_TO DO:_ Exactly repeat the full listing that follows.

— start of COLLECTED MATERIAL —

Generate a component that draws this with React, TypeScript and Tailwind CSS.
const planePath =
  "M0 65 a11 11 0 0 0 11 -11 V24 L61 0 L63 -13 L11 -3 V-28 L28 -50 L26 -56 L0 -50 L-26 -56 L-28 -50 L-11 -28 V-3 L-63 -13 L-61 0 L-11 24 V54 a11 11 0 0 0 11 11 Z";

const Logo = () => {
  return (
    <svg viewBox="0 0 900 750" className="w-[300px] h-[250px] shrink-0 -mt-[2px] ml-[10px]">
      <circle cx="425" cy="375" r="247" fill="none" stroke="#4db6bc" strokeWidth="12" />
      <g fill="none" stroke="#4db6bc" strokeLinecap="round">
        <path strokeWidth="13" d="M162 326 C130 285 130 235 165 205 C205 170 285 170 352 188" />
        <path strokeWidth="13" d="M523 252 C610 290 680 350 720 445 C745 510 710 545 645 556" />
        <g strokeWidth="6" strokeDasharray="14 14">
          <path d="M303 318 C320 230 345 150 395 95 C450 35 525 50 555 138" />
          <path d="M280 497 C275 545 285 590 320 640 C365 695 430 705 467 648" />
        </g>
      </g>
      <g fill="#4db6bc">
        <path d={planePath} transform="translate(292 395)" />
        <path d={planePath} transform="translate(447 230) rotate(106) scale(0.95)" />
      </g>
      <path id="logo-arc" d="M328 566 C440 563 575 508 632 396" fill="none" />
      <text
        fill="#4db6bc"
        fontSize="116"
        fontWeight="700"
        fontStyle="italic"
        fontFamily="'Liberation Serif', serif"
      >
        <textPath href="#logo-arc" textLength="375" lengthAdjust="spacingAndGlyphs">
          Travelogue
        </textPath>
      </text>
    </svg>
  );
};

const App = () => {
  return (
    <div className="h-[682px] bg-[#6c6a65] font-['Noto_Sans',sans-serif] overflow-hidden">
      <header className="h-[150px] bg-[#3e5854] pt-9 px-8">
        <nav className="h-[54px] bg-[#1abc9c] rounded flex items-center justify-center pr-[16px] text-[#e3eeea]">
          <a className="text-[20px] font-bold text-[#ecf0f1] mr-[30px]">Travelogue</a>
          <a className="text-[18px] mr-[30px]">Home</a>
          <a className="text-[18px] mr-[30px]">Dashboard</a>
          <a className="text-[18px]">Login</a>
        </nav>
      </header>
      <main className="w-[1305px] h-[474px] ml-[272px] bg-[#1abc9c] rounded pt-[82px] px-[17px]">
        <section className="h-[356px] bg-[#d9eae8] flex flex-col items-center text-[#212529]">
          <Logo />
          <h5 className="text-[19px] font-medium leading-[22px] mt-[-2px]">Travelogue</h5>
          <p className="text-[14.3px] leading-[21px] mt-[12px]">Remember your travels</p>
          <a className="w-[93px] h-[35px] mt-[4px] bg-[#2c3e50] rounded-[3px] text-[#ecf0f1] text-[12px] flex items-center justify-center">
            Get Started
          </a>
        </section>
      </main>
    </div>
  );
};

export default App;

— end of COLLECTED MATERIAL —

_COMPLETED TASK:_
Generate a component that draws this with React, TypeScript and Tailwind CSS.
const planePath =
  "M0 65 a11 11 0 0 0 11 -11 V24 L61 0 L63 -13 L11 -3 V-28 L28 -50 L26 -56 L0 -50 L-26 -56 L-28 -50 L-11 -28 V-3 L-63 -13 L-61 0 L-11 24 V54 a11 11 0 0 0 11 11 Z";

const Logo = () => {
  return (
    <svg viewBox="0 0 900 750" className="w-[300px] h-[250px] shrink-0 -mt-[2px] ml-[10px]">
      <circle cx="425" cy="375" r="247" fill="none" stroke="#4db6bc" strokeWidth="12" />
      <g fill="none" stroke="#4db6bc" strokeLinecap="round">
        <path strokeWidth="13" d="M162 326 C130 285 130 235 165 205 C205 170 285 170 352 188" />
        <path strokeWidth="13" d="M523 252 C610 290 680 350 720 445 C745 510 710 545 645 556" />
        <g strokeWidth="6" strokeDasharray="14 14">
          <path d="M303 318 C320 230 345 150 395 95 C450 35 525 50 555 138" />
          <path d="M280 497 C275 545 285 590 320 640 C365 695 430 705 467 648" />
        </g>
      </g>
      <g fill="#4db6bc">
        <path d={planePath} transform="translate(292 395)" />
        <path d={planePath} transform="translate(447 230) rotate(106) scale(0.95)" />
      </g>
      <path id="logo-arc" d="M328 566 C440 563 575 508 632 396" fill="none" />
      <text
        fill="#4db6bc"
        fontSize="116"
        fontWeight="700"
        fontStyle="italic"
        fontFamily="'Liberation Serif', serif"
      >
        <textPath href="#logo-arc" textLength="375" lengthAdjust="spacingAndGlyphs">
          Travelogue
        </textPath>
      </text>
    </svg>
  );
};

const App = () => {
  return (
    <div className="h-[682px] bg-[#6c6a65] font-['Noto_Sans',sans-serif] overflow-hidden">
      <header className="h-[150px] bg-[#3e5854] pt-9 px-8">
        <nav className="h-[54px] bg-[#1abc9c] rounded flex items-center justify-center pr-[16px] text-[#e3eeea]">
          <a className="text-[20px] font-bold text-[#ecf0f1] mr-[30px]">Travelogue</a>
          <a className="text-[18px] mr-[30px]">Home</a>
          <a className="text-[18px] mr-[30px]">Dashboard</a>
          <a className="text-[18px]">Login</a>
        </nav>
      </header>
      <main className="w-[1305px] h-[474px] ml-[272px] bg-[#1abc9c] rounded pt-[82px] px-[17px]">
        <section className="h-[356px] bg-[#d9eae8] flex flex-col items-center text-[#212529]">
          <Logo />
          <h5 className="text-[19px] font-medium leading-[22px] mt-[-2px]">Travelogue</h5>
          <p className="text-[14.3px] leading-[21px] mt-[12px]">Remember your travels</p>
          <a className="w-[93px] h-[35px] mt-[4px] bg-[#2c3e50] rounded-[3px] text-[#ecf0f1] text-[12px] flex items-center justify-center">
            Get Started
          </a>
        </section>
      </main>
    </div>
  );
};

export default App;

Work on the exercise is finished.